** BEGIN **

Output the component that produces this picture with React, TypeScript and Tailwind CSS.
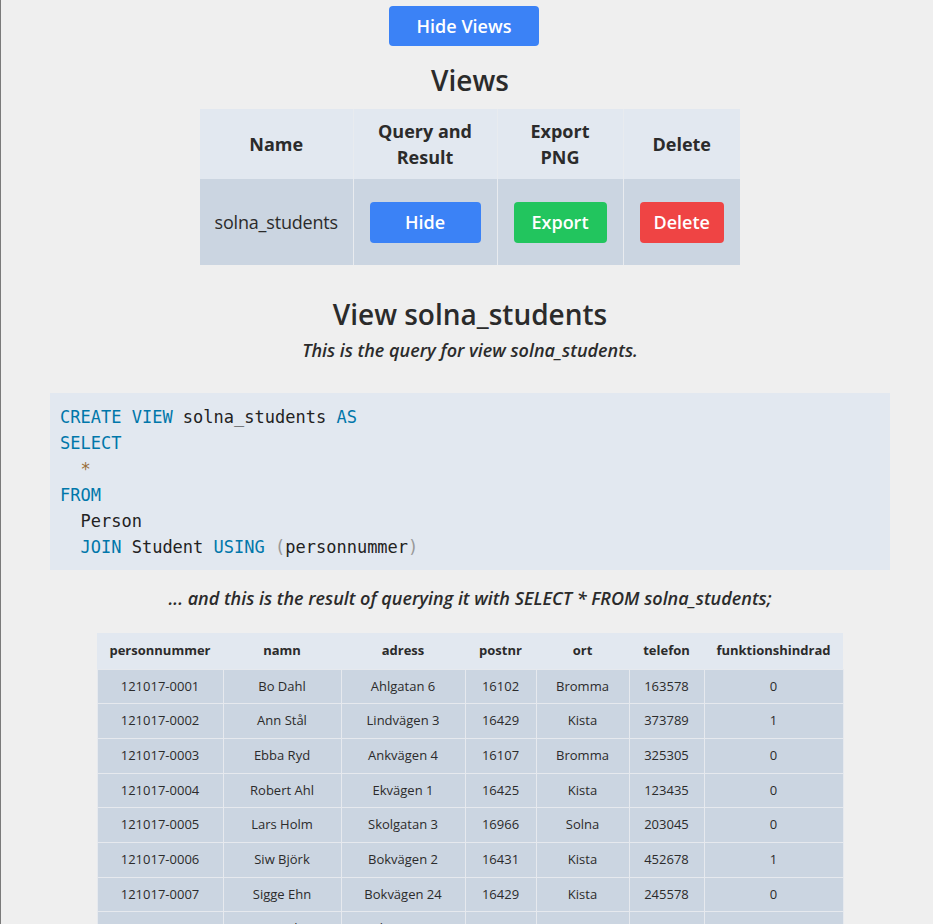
import React from 'react'

const rows = [
  ['121017-0001', 'Bo Dahl', 'Ahlgatan 6', '16102', 'Bromma', '163578', '0'],
  ['121017-0002', 'Ann Stål', 'Lindvägen 3', '16429', 'Kista', '373789', '1'],
  ['121017-0003', 'Ebba Ryd', 'Ankvägen 4', '16107', 'Bromma', '325305', '0'],
  ['121017-0004', 'Robert Ahl', 'Ekvägen 1', '16425', 'Kista', '123435', '0'],
  ['121017-0005', 'Lars Holm', 'Skolgatan 3', '16966', 'Solna', '203045', '0'],
  ['121017-0006', 'Siw Björk', 'Bokvägen 2', '16431', 'Kista', '452678', '1'],
  ['121017-0007', 'Sigge Ehn', 'Bokvägen 24', '16429', 'Kista', '245578', '0'],
  ['121017-0008', 'Eva Ek', 'Ekvägen 9', '16425', 'Kista', '123987', '0'],
]

const cols = [
  { name: 'personnummer', w: 'w-[126px]' },
  { name: 'namn', w: 'w-[118px]' },
  { name: 'adress', w: 'w-[124px]' },
  { name: 'postnr', w: 'w-[71px]' },
  { name: 'ort', w: 'w-[93px]' },
  { name: 'telefon', w: 'w-[75px]' },
  { name: 'funktionshindrad', w: 'w-[139px]' },
]

const Kw = ({ children }: { children: React.ReactNode }) => <span className="text-[#0077aa]">{children}</span>

export default function App() {
  return (
    <div className="min-h-[924px] bg-[#efefef] border-l border-[#7a7a7a] text-[#2b2b2b] font-['Open_Sans','Noto_Sans',sans-serif]">
      <div className="flex flex-col items-center pt-[6px] pl-[6px]">
        <button className="mr-[12px] w-[150px] h-[40px] rounded bg-[#3b82f6] text-white text-[18px] font-semibold">
          Hide Views
        </button>

        <h2 className="mt-[16px] text-[28px] leading-[36px] font-semibold">Views</h2>

        {/* views list */}
        <table className="mt-[11px] w-[540px] table-fixed border-collapse text-[18px]">
          <thead>
            <tr className="bg-[#e2e8f0]">
              <th className="w-[153px] px-4 py-[9px] leading-[26px] font-bold">Name</th>
              <th className="w-[144px] px-4 py-[9px] leading-[26px] font-bold border-x border-[#e8ebef]">
                Query and
                <br />
                Result
              </th>
              <th className="w-[126px] px-4 py-[9px] leading-[26px] font-bold border-r border-[#e8ebef]">
                Export
                <br />
                PNG
              </th>
              <th className="w-[117px] px-4 py-[9px] leading-[26px] font-bold">Delete</th>
            </tr>
          </thead>
          <tbody>
            <tr className="bg-[#cbd5e1] h-[86px]">
              <td className="px-2 text-center tracking-[-0.2px]">solna_students</td>
              <td className="px-4 border-x border-[#e8ebef]">
                <button className="w-full h-[41px] rounded bg-[#3b82f6] text-white font-semibold">Hide</button>
              </td>
              <td className="px-4 border-r border-[#e8ebef]">
                <button className="w-full h-[41px] rounded bg-[#22c55e] text-white font-semibold">Export</button>
              </td>
              <td className="px-4">
                <button className="w-full h-[41px] rounded bg-[#ef4444] text-white font-semibold">Delete</button>
              </td>
            </tr>
          </tbody>
        </table>

        <h2 className="mt-[31px] text-[28px] leading-[36px] font-semibold">View solna_students</h2>
        <p className="mt-[5px] text-[18px] leading-[26px] italic font-semibold">
          This is the query for view solna_students.
        </p>

        {/* query */}
        <pre className="mt-[30px] w-[840px] bg-[#e2e8f0] pt-[11px] pb-[10px] px-[10px] text-[17px] leading-[26px] text-[#222] font-['DejaVu_Sans_Mono',monospace]">
          <Kw>CREATE</Kw> <Kw>VIEW</Kw> solna_students <Kw>AS</Kw>
          {'\n'}
          <Kw>SELECT</Kw>
          {'\n  '}
          <span className="text-[#9a6e3a]">*</span>
          {'\n'}
          <Kw>FROM</Kw>
          {'\n  '}Person{'\n  '}
          <Kw>JOIN</Kw> Student <Kw>USING</Kw> <span className="text-[#999]">(</span>personnummer
          <span className="text-[#999]">)</span>
        </pre>

        <p className="mt-[15px] text-[18px] leading-[26px] italic font-semibold">
          ... and this is the result of querying it with SELECT * FROM solna_students;
        </p>

        {/* result */}
        <table className="mt-[22px] table-fixed border-collapse text-[13px] text-center">
          <thead>
            <tr className="bg-[#e2e8f0] h-[36px]">
              {cols.map((c) => (
                <th key={c.name} className={`${c.w} font-bold`}>
                  {c.name}
                </th>
              ))}
            </tr>
          </thead>
          <tbody>
            {rows.map((r) => (
              <tr key={r[0]} className="bg-[#cbd5e1] h-[34.7px]">
                {r.map((v, i) => (
                  <td key={i} className="border border-[#e6e9ee]">
                    {v}
                  </td>
                ))}
              </tr>
            ))}
          </tbody>
        </table>
      </div>
    </div>
  )
}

** END **

Exercise task:
Determine how many lines of the data contain the word "React", and reply with that number only.

Exercise solution:
3